━━━ Data section ━━━
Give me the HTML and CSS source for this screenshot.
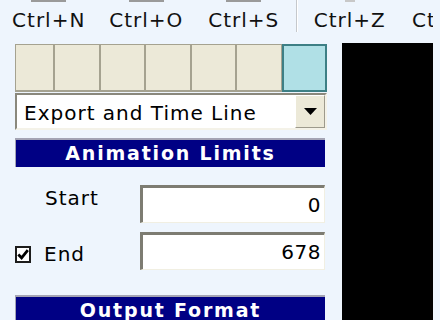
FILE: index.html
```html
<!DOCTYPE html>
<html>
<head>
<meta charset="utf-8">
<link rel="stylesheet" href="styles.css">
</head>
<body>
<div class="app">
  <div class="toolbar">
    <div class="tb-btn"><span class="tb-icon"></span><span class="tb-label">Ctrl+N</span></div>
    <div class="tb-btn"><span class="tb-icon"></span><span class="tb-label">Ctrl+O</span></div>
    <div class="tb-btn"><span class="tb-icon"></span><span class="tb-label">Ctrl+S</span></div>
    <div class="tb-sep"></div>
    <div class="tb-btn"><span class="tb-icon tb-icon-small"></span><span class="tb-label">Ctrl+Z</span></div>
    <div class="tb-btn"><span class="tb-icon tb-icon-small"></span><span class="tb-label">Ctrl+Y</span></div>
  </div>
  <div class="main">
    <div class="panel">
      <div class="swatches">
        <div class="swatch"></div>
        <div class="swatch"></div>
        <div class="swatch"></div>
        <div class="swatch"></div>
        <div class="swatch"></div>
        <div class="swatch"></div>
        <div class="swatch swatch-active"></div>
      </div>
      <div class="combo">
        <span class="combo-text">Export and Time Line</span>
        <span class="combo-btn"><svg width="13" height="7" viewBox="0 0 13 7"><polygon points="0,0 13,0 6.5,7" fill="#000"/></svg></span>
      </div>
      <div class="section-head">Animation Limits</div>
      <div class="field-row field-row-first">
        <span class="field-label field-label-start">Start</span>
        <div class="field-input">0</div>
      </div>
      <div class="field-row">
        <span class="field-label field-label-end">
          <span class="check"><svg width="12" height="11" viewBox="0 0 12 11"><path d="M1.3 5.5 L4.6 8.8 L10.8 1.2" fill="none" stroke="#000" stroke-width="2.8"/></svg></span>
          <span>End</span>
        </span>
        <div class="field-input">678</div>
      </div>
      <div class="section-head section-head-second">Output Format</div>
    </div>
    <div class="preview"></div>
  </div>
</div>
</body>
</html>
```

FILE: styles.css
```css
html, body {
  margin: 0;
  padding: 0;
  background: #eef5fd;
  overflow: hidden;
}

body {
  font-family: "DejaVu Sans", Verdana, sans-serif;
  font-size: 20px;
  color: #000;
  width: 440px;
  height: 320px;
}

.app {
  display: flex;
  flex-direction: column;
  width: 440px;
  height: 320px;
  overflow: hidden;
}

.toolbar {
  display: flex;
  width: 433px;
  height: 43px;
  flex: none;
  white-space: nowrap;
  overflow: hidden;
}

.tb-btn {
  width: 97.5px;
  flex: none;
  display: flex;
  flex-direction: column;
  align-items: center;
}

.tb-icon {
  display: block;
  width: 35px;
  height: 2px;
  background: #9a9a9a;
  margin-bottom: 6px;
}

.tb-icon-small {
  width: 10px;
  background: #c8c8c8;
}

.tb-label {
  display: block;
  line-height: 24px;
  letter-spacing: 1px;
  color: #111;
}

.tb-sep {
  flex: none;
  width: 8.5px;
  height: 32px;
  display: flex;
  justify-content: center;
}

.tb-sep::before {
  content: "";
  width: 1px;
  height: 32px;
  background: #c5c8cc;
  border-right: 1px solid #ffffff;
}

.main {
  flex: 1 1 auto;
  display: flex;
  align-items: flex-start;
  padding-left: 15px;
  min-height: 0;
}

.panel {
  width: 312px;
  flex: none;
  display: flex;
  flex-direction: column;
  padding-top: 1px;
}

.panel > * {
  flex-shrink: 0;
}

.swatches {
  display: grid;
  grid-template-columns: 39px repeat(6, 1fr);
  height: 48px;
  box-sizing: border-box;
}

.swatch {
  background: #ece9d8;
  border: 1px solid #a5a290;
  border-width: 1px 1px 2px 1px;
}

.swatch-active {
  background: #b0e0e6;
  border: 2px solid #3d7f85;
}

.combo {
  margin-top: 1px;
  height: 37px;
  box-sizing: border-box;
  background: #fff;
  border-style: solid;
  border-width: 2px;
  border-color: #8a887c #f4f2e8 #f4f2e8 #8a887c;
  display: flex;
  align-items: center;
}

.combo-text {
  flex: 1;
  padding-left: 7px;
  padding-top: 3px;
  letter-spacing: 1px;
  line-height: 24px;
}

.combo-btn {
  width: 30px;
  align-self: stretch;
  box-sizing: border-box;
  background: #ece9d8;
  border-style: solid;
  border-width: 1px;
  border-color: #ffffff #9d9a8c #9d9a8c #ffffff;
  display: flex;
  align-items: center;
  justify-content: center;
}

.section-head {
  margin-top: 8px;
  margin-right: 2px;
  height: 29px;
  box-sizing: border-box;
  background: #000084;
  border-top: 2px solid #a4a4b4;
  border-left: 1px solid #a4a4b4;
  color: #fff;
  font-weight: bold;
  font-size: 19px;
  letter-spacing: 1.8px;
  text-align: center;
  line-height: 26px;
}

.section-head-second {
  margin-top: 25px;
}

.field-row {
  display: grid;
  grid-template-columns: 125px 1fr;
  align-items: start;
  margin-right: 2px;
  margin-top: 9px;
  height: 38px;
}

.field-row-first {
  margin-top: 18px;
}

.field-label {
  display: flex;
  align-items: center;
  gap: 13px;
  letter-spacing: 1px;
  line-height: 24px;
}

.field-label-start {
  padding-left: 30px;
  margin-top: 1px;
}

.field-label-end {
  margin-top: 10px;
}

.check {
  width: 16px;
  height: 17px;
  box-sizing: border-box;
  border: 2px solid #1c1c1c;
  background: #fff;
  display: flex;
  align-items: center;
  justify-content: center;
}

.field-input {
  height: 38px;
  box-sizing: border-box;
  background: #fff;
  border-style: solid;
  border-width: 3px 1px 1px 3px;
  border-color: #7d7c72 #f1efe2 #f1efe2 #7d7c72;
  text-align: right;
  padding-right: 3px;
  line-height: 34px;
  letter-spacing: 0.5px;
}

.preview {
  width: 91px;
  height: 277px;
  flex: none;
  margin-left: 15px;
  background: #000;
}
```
━━━
Output the data above without changes, apart from leaving out the pictures.

Give me the HTML and CSS source for this screenshot.
FILE: index.html
```html
<!DOCTYPE html>
<html>
<head>
<meta charset="utf-8">
<link rel="stylesheet" href="styles.css">
</head>
<body>
<div class="app">
  <div class="toolbar">
    <div class="tb-btn"><span class="tb-icon"></span><span class="tb-label">Ctrl+N</span></div>
    <div class="tb-btn"><span class="tb-icon"></span><span class="tb-label">Ctrl+O</span></div>
    <div class="tb-btn"><span class="tb-icon"></span><span class="tb-label">Ctrl+S</span></div>
    <div class="tb-sep"></div>
    <div class="tb-btn"><span class="tb-icon tb-icon-small"></span><span class="tb-label">Ctrl+Z</span></div>
    <div class="tb-btn"><span class="tb-icon tb-icon-small"></span><span class="tb-label">Ctrl+Y</span></div>
  </div>
  <div class="main">
    <div class="panel">
      <div class="swatches">
        <div class="swatch"></div>
        <div class="swatch"></div>
        <div class="swatch"></div>
        <div class="swatch"></div>
        <div class="swatch"></div>
        <div class="swatch"></div>
        <div class="swatch swatch-active"></div>
      </div>
      <div class="combo">
        <span class="combo-text">Export and Time Line</span>
        <span class="combo-btn"><svg width="13" height="7" viewBox="0 0 13 7"><polygon points="0,0 13,0 6.5,7" fill="#000"/></svg></span>
      </div>
      <div class="section-head">Animation Limits</div>
      <div class="field-row field-row-first">
        <span class="field-label field-label-start">Start</span>
        <div class="field-input">0</div>
      </div>
      <div class="field-row">
        <span class="field-label field-label-end">
          <span class="check"><svg width="12" height="11" viewBox="0 0 12 11"><path d="M1.3 5.5 L4.6 8.8 L10.8 1.2" fill="none" stroke="#000" stroke-width="2.8"/></svg></span>
          <span>End</span>
        </span>
        <div class="field-input">678</div>
      </div>
      <div class="section-head section-head-second">Output Format</div>
    </div>
    <div class="preview"></div>
  </div>
</div>
</body>
</html>
```

FILE: styles.css
```css
html, body {
  margin: 0;
  padding: 0;
  background: #eef5fd;
  overflow: hidden;
}

body {
  font-family: "DejaVu Sans", Verdana, sans-serif;
  font-size: 20px;
  color: #000;
  width: 440px;
  height: 320px;
}

.app {
  display: flex;
  flex-direction: column;
  width: 440px;
  height: 320px;
  overflow: hidden;
}

.toolbar {
  display: flex;
  width: 433px;
  height: 43px;
  flex: none;
  white-space: nowrap;
  overflow: hidden;
}

.tb-btn {
  width: 97.5px;
  flex: none;
  display: flex;
  flex-direction: column;
  align-items: center;
}

.tb-icon {
  display: block;
  width: 35px;
  height: 2px;
  background: #9a9a9a;
  margin-bottom: 6px;
}

.tb-icon-small {
  width: 10px;
  background: #c8c8c8;
}

.tb-label {
  display: block;
  line-height: 24px;
  letter-spacing: 1px;
  color: #111;
}

.tb-sep {
  flex: none;
  width: 8.5px;
  height: 32px;
  display: flex;
  justify-content: center;
}

.tb-sep::before {
  content: "";
  width: 1px;
  height: 32px;
  background: #c5c8cc;
  border-right: 1px solid #ffffff;
}

.main {
  flex: 1 1 auto;
  display: flex;
  align-items: flex-start;
  padding-left: 15px;
  min-height: 0;
}

.panel {
  width: 312px;
  flex: none;
  display: flex;
  flex-direction: column;
  padding-top: 1px;
}

.panel > * {
  flex-shrink: 0;
}

.swatches {
  display: grid;
  grid-template-columns: 39px repeat(6, 1fr);
  height: 48px;
  box-sizing: border-box;
}

.swatch {
  background: #ece9d8;
  border: 1px solid #a5a290;
  border-width: 1px 1px 2px 1px;
}

.swatch-active {
  background: #b0e0e6;
  border: 2px solid #3d7f85;
}

.combo {
  margin-top: 1px;
  height: 37px;
  box-sizing: border-box;
  background: #fff;
  border-style: solid;
  border-width: 2px;
  border-color: #8a887c #f4f2e8 #f4f2e8 #8a887c;
  display: flex;
  align-items: center;
}

.combo-text {
  flex: 1;
  padding-left: 7px;
  padding-top: 3px;
  letter-spacing: 1px;
  line-height: 24px;
}

.combo-btn {
  width: 30px;
  align-self: stretch;
  box-sizing: border-box;
  background: #ece9d8;
  border-style: solid;
  border-width: 1px;
  border-color: #ffffff #9d9a8c #9d9a8c #ffffff;
  display: flex;
  align-items: center;
  justify-content: center;
}

.section-head {
  margin-top: 8px;
  margin-right: 2px;
  height: 29px;
  box-sizing: border-box;
  background: #000084;
  border-top: 2px solid #a4a4b4;
  border-left: 1px solid #a4a4b4;
  color: #fff;
  font-weight: bold;
  font-size: 19px;
  letter-spacing: 1.8px;
  text-align: center;
  line-height: 26px;
}

.section-head-second {
  margin-top: 25px;
}

.field-row {
  display: grid;
  grid-template-columns: 125px 1fr;
  align-items: start;
  margin-right: 2px;
  margin-top: 9px;
  height: 38px;
}

.field-row-first {
  margin-top: 18px;
}

.field-label {
  display: flex;
  align-items: center;
  gap: 13px;
  letter-spacing: 1px;
  line-height: 24px;
}

.field-label-start {
  padding-left: 30px;
  margin-top: 1px;
}

.field-label-end {
  margin-top: 10px;
}

.check {
  width: 16px;
  height: 17px;
  box-sizing: border-box;
  border: 2px solid #1c1c1c;
  background: #fff;
  display: flex;
  align-items: center;
  justify-content: center;
}

.field-input {
  height: 38px;
  box-sizing: border-box;
  background: #fff;
  border-style: solid;
  border-width: 3px 1px 1px 3px;
  border-color: #7d7c72 #f1efe2 #f1efe2 #7d7c72;
  text-align: right;
  padding-right: 3px;
  line-height: 34px;
  letter-spacing: 0.5px;
}

.preview {
  width: 91px;
  height: 277px;
  flex: none;
  margin-left: 15px;
  background: #000;
}
```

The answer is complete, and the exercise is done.